Trump, yeni ABD yönetiminin Britanya’daki Keir Starmer hükümetine karşı son salvosunda, Birleşik Krallık’ın Kuzey Denizi petrol ve gaz üretiminden uzaklaşma planını eleştirdi.

Seçilmiş başkan, Truth Social adlı sosyal medya sitesinde yaptığı paylaşımda Birleşik Krallık’ın “çok büyük bir hata yaptığını” söyleyerek “Kuzey Denizini açması” ve “Yel Değirmenlerinden Kurtulması” gerektiğini ekledi.

Trump’ın gönderisi, ABD’li petrol üreticisi Apache’nin sahibi APA Corporation’ın, yüksek vergiler ve çevre düzenlemelerinin “ekonomik olmadığı” uyarısıyla Kuzey Denizindeki faaliyetlerini 2029’a kadar sonlandıracağını söylediği kasım tarihli bir makaleye bağlantı içeriyordu.

Apache’nin kendisi de Starmer hükümetinin geçen yıl temmuz ayında göreve gelmesinden önce, Haziran 2023’te Kuzey Denizindeki sondaj çalışmalarını durdurmuştu.

Kendisini “net sıfır şüphecisi” olarak tanımlayan Muhafazakâr Parti lideri Kemi Badenoch kısa süre önce ABD’nin seçilmiş başkan yardımcısı JD Vance ile bir araya gelirken, Elon Musk da insanları Birleşik Krallık’ın net sıfır emisyon hedeflerini çöpe atacağını söyleyen Nigel Farage’ın Reform UK partisine oy vermeye çağırmıştı.

Musk, bir hafta önce övdüğü Farage’ın Reform liderliğini bırakmasını istedi

Fakat Musk’ın, hapisteki sağcı-göçmen karşıtı aktivist Tommy Robinson’ın serbest bırakılmasını talep eden bir X gönderisi yayınlaması ile, Birleşik Krallık’taki Trump-Musk yanlıları bile büyük bir sürprizle karşılaştı.

Farage, Britanya’da sağın öncüsü haline gelmek istemesine rağmen, Robinson gibi tartışmalı figürlerle yan yana anılmak istemiyor.

Hatta Bloomberg’in iddiasına göre, Ada’daki önemli sağcı ve muhafazakâr siyasetçiler, Trump’ın ekibine ulaşarak Musk’ı Robinson konusunda uyarmasını istedi.

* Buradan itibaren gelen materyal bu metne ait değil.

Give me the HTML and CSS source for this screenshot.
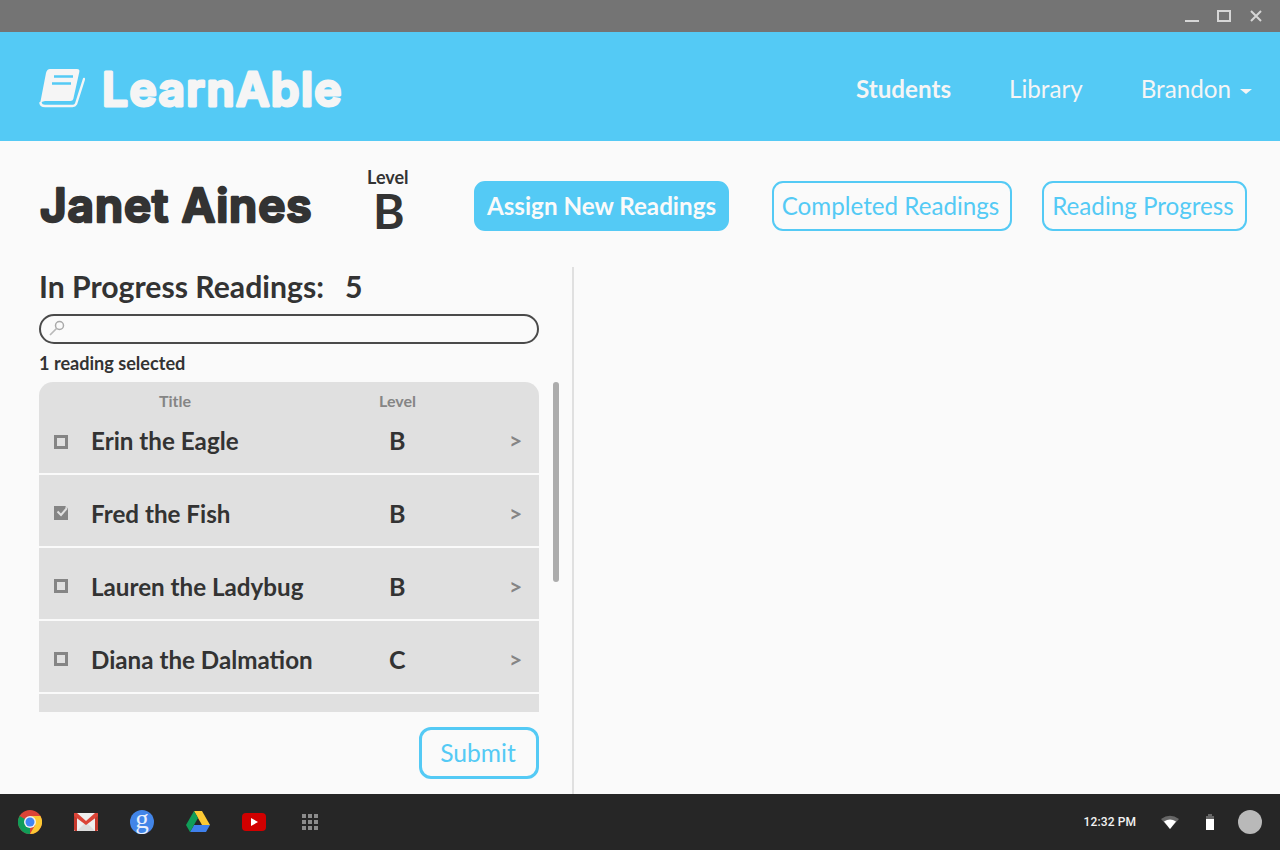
FILE: index.html
```html
<!DOCTYPE html>
<html lang="en">
  <head>
    <meta charset="UTF-8" />
    <title>LearnAble</title>
    <link rel="stylesheet" href="styles.css">
  </head>
  <body>
    <div class="titlebar">
      <span class="win-min"></span>
      <span class="win-max"></span>
      <svg class="win-close" width="12" height="12" viewBox="0 0 12 12"><path d="M1 1l10 10M11 1L1 11" stroke="#d6d6d6" stroke-width="2"/></svg>
    </div>

    <header class="topbar">
      <div class="brand">
        <svg class="brand-icon" width="46" height="40" viewBox="0 0 46 40">
          <path d="M11 1h27q3 0 2.300 3l-6 27q-.5 2-3 2H6q-3 0-5 3L7 5q1-4 4-4z" fill="#f5f5f5"/>
          <path d="M15 8.500h19M13 15.500h19" stroke="#54caf5" stroke-width="2.400"/>
          <path d="M45 11l-8 25q-1 2-3.500 2H6q-4 0-4.500-3" fill="none" stroke="#f5f5f5" stroke-width="2.400" stroke-linecap="round"/>
        </svg>
        <svg class="brand-name" width="250" height="64"><text x="2" y="51">LearnAble</text></svg>
      </div>
      <nav class="nav">
        <a class="nav-active">Students</a>
        <a>Library</a>
        <a>Brandon<i class="caret"></i></a>
      </nav>
    </header>

    <main class="content">
      <section class="student">
        <h1 class="student-name">
          <svg width="328" height="64"><text x="1" y="48">Janet Aines</text></svg>
        </h1>
        <div class="student-level">
          <span>Level</span>
          <b>B</b>
        </div>
        <button class="btn btn-filled btn-assign">Assign New Readings</button>
        <button class="btn btn-completed">Completed Readings</button>
        <button class="btn btn-progress">Reading Progress</button>
      </section>

      <div class="columns">
        <section class="readings">
          <h2 class="readings-title">In Progress Readings:<span>5</span></h2>
          <div class="search">
            <svg width="18" height="18" viewBox="0 0 18 18"><circle cx="11.500" cy="6.500" r="4" fill="none" stroke="#a9a9a9" stroke-width="1.500"/><path d="M8.500 9.500L2 16" stroke="#b9b9b9" stroke-width="1.700"/></svg>
          </div>
          <p class="selected-count">1 reading selected</p>

          <div class="list-wrap">
            <div class="list">
              <div class="row row-first">
                <div class="list-head"><span class="head-title">Title</span><span class="head-level">Level</span></div>
                <i class="check"></i><span class="row-title">Erin the Eagle</span><span class="row-level">B</span><span class="row-go">&gt;</span>
              </div>
              <div class="row">
                <svg class="check-on" width="14" height="14" viewBox="0 0 14 14"><path d="M0 0h12l-1 1.500 3 .5V14H0z" fill="#858585"/><path d="M3.500 5.500L7 9l6-7" fill="none" stroke="#e0e0e0" stroke-width="2"/></svg>
                <span class="row-title">Fred the Fish</span><span class="row-level">B</span><span class="row-go">&gt;</span>
              </div>
              <div class="row">
                <i class="check"></i><span class="row-title">Lauren the Ladybug</span><span class="row-level">B</span><span class="row-go">&gt;</span>
              </div>
              <div class="row">
                <i class="check"></i><span class="row-title">Diana the Dalmation</span><span class="row-level">C</span><span class="row-go">&gt;</span>
              </div>
              <div class="row row-cut"></div>
            </div>
            <div class="scrollbar"></div>
          </div>

          <div class="submit-row"><button class="btn btn-submit">Submit</button></div>
        </section>
        <section class="detail"></section>
      </div>
    </main>

    <footer class="shelf">
      <svg class="app" width="24" height="24" viewBox="0 0 48 48">
        <circle cx="24" cy="24" r="24" fill="#dc4437"/>
        <path d="M24 24L3.200 12A24 24 0 0 0 24 48z" fill="#109d58"/>
        <path d="M24 12h20.800A24 24 0 0 1 24 48l10.400-18z" fill="#fcc934"/>
        <circle cx="24" cy="24" r="12" fill="#f1f1f1"/>
        <circle cx="24" cy="24" r="9" fill="#4285f4"/>
      </svg>
      <svg class="app" width="24" height="24" viewBox="0 0 24 24">
        <path d="M0 3h24v18H0z" fill="#efefef"/>
        <path d="M3 21l9-9 9 9z" fill="#dcdcdc"/>
        <path d="M0 3h3v18H1.500Q0 21 0 19.500zM24 3h-3v18h1.500q1.500 0 1.500-1.500z" fill="#c5392d"/>
        <path d="M0 4q0-1 1-1h2l9 8 9-8h2q1 0 1 1v2L12 15 0 6z" fill="#db4437"/>
      </svg>
      <span class="app app-g">g</span>
      <svg class="app" width="24" height="24" viewBox="0 0 24 24">
        <path d="M8 1h8l8 14h-8z" fill="#fcc934"/>
        <path d="M8 15h16l-4 7H4z" fill="#3f80ec"/>
        <path d="M8 1l4 7-8 14-4-7z" fill="#109d58"/>
      </svg>
      <svg class="app" width="24" height="24" viewBox="0 0 24 24">
        <rect y="3" width="24" height="18" rx="4" fill="#d10000"/>
        <path d="M9 8l7 4-7 4z" fill="#fff"/>
      </svg>
      <div class="app app-grid"><i></i><i></i><i></i><i></i><i></i><i></i><i></i><i></i><i></i></div>

      <div class="tray">
        <span class="clock">12:32 PM</span>
        <svg class="wifi" width="18" height="14" viewBox="0 0 18 14"><path d="M0 4Q9-2.500 18 4L9 14z" fill="#666"/><path d="M3 6.500Q9 2.500 15 6.500L9 14z" fill="#fff"/></svg>
        <svg class="battery" width="8" height="16" viewBox="0 0 8 16"><path d="M2 0h4v2H2z" fill="#666"/><path d="M0 2h8v3H0z" fill="#666"/><path d="M0 5h8v11H0z" fill="#fff"/></svg>
        <span class="avatar"></span>
      </div>
    </footer>
  </body>
</html>
```

FILE: styles.css
```css
* {
  box-sizing: border-box;
}
html, body {
  height: 100%;
}
body {
  margin: 0;
  overflow: hidden;
  display: flex;
  flex-direction: column;
  background: #fafafa;
  color: #333;
  font-family: 'Lato', sans-serif;
}

/* window chrome */
.titlebar {
  height: 32px;
  flex: none;
  display: flex;
  align-items: center;
  justify-content: flex-end;
  background: #747474;
  padding-right: 18px;
}
.win-min {
  width: 14px;
  height: 2px;
  margin-top: 10px;
  background: #d6d6d6;
}
.win-max {
  width: 14px;
  height: 12px;
  margin-left: 18px;
  border: 2px solid #d6d6d6;
}
.win-close {
  margin-left: 19px;
}

/* app header */
.topbar {
  height: 109px;
  flex: none;
  display: flex;
  align-items: center;
  justify-content: space-between;
  background: #54caf5;
  padding: 0 28px 0 39px;
}
.brand {
  display: flex;
  align-items: center;
  gap: 15px;
}
.brand-icon {
  margin-top: 3px;
}
.brand-name,
.student-name svg {
  display: block;
  font-family: 'Inter', sans-serif;
  font-weight: 600;
  stroke-linejoin: round;
}
.brand-name text {
  font-size: 46px;
  letter-spacing: 1.400px;
  fill: #f5f5f5;
  stroke: #f5f5f5;
  stroke-width: 3px;
}
.nav {
  display: flex;
  gap: 58px;
  margin-top: 4px;
  font-size: 24.200px;
  color: #f5f5f5;
}
.nav-active {
  font-weight: 700;
}
.caret {
  display: inline-block;
  margin-left: 9px;
  vertical-align: 4px;
  border-top: 5px solid #f5f5f5;
  border-left: 6px solid transparent;
  border-right: 6px solid transparent;
}

/* student row */
.content {
  flex: 1;
  display: flex;
  flex-direction: column;
  min-height: 0;
  padding-left: 39px;
}
.student {
  height: 126px;
  flex: none;
  display: flex;
  align-items: center;
  padding-top: 4px;
}
.student-name {
  width: 328px;
  margin: 0;
}
.student-name text {
  font-size: 46px;
  letter-spacing: .9px;
  fill: #333;
  stroke: #333;
  stroke-width: 2.600px;
}
.student-level {
  width: 107px;
  display: flex;
  flex-direction: column;
  margin-top: -14px;
}
.student-level span {
  font-size: 18px;
  font-weight: 700;
  line-height: 20px;
}
.student-level b {
  font-size: 48px;
  line-height: 42px;
  margin-top: 3px;
  padding-left: 6px;
}
.btn {
  height: 50px;
  padding: 0 0 2px;
  border: 2px solid #54caf5;
  border-radius: 11px;
  background: transparent;
  color: #54caf5;
  font-family: inherit;
  font-size: 24.200px;
}
.btn-filled {
  background: #54caf5;
  color: #fafafa;
  font-weight: 700;
}
.btn-assign {
  width: 255px;
}
.btn-completed {
  width: 240px;
  margin-left: 43px;
  padding-right: 3px;
}
.btn-progress {
  width: 205px;
  margin-left: 30px;
  padding-right: 3px;
}

/* columns */
.columns {
  flex: 1;
  display: flex;
  min-height: 0;
}
.readings {
  width: 535px;
  flex: none;
  border-right: 2px solid #e0e0e0;
}
.detail {
  flex: 1;
}
.readings-title {
  margin: 0;
  font-size: 30.200px;
  font-weight: 700;
  line-height: 38px;
}
.readings-title span {
  margin-left: 21px;
}
.search {
  width: 500px;
  height: 30px;
  margin-top: 9px;
  border: 2px solid #4a4a4a;
  border-radius: 15px;
  padding: 3px 0 0 7px;
}
.search svg {
  display: block;
}
.selected-count {
  margin: 9px 0;
  font-size: 18.100px;
  font-weight: 700;
  line-height: 20px;
}

/* reading list */
.list-wrap {
  position: relative;
  height: 330px;
}
.list {
  width: 500px;
  height: 330px;
  overflow: hidden;
  border-radius: 14px 14px 0 0;
  display: flex;
  flex-direction: column;
  gap: 2px;
}
.row {
  position: relative;
  height: 71px;
  flex: none;
  display: flex;
  align-items: center;
  background: #e0e0e0;
  padding: 4px 0 0 15px;
}
.row-first {
  height: 91px;
  padding-top: 24px;
}
.row-first .check {
  margin-top: 4px;
}
.row-cut {
  height: 20px;
}
.list-head {
  position: absolute;
  top: 9px;
  left: 0;
  right: 0;
  font-size: 16px;
  font-weight: 700;
  color: #858585;
  line-height: 19px;
}
.head-title {
  position: absolute;
  left: 120px;
}
.head-level {
  position: absolute;
  left: 340px;
}
.check {
  width: 14px;
  height: 14px;
  flex: none;
  border: 3px solid #858585;
}
.check-on {
  flex: none;
}
.row-title {
  width: 298px;
  margin: 2px 0 0 23px;
  font-size: 24.200px;
  font-weight: 700;
}
.row-level {
  width: 120px;
  font-size: 25px;
  font-weight: 700;
}
.row-go {
  font-size: 23px;
  font-weight: 700;
  color: #858585;
}
.scrollbar {
  position: absolute;
  top: 0;
  left: 514px;
  width: 6px;
  height: 200px;
  border-radius: 3px;
  background: #acacac;
}
.submit-row {
  width: 500px;
  display: flex;
  justify-content: flex-end;
  margin-top: 15px;
}
.btn-submit {
  width: 120px;
  height: 52px;
  padding-right: 2px;
  border-width: 3px;
  border-radius: 12px;
  font-size: 24.600px;
}

/* chromeos shelf */
.shelf {
  height: 56px;
  flex: none;
  display: flex;
  align-items: center;
  gap: 32px;
  background: #262626;
  padding: 0 18px;
}
.app {
  flex: none;
  display: block;
}
.app-g {
  width: 24px;
  height: 24px;
  border-radius: 50%;
  background: #4285e8;
  color: #e8effc;
  font-family: 'Liberation Serif', serif;
  font-size: 27px;
  line-height: 19px;
  text-align: center;
}
.app-grid {
  width: 16px;
  height: 16px;
  margin-left: 4px;
  display: grid;
  grid-template-columns: repeat(3, 4px);
  grid-auto-rows: 4px;
  gap: 2px;
}
.app-grid i {
  background: #8c8c8c;
}
.tray {
  margin-left: auto;
  display: flex;
  align-items: center;
}
.clock {
  font-family: 'Roboto', sans-serif;
  font-size: 12px;
  font-weight: 500;
  letter-spacing: .1px;
  color: #f2f2f2;
}
.wifi {
  margin-left: 25px;
}
.battery {
  margin-left: 27px;
}
.avatar {
  width: 24px;
  height: 24px;
  margin-left: 24px;
  border-radius: 50%;
  background: #b9b9b9;
}
```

Bu hafta başında Farage, gerçek adı Stephen Yaxley-Lennon olan Robinson’un Reform partisine katılmasını “İhtiyacımız olan o değil” diyerek reddetmişti.

Pazar günü verdiği bir röportajda Farage, Musk’a Robinson’un suç çetelerini ifşa etmekten ziyade mahkemede yalan söylediği için hapiste olduğunu açıklayacağını söyledi.

Bunun üzerine Musk X’te yaptığı açıklamada, “Mahkemeye saygısızlıktan hapiste olduğunu biliyorum … ama bu kadar uzun bir hapis cezası ya da hücre hapsi için HİÇBİR gerekçe yok!” iddiasında bulundu.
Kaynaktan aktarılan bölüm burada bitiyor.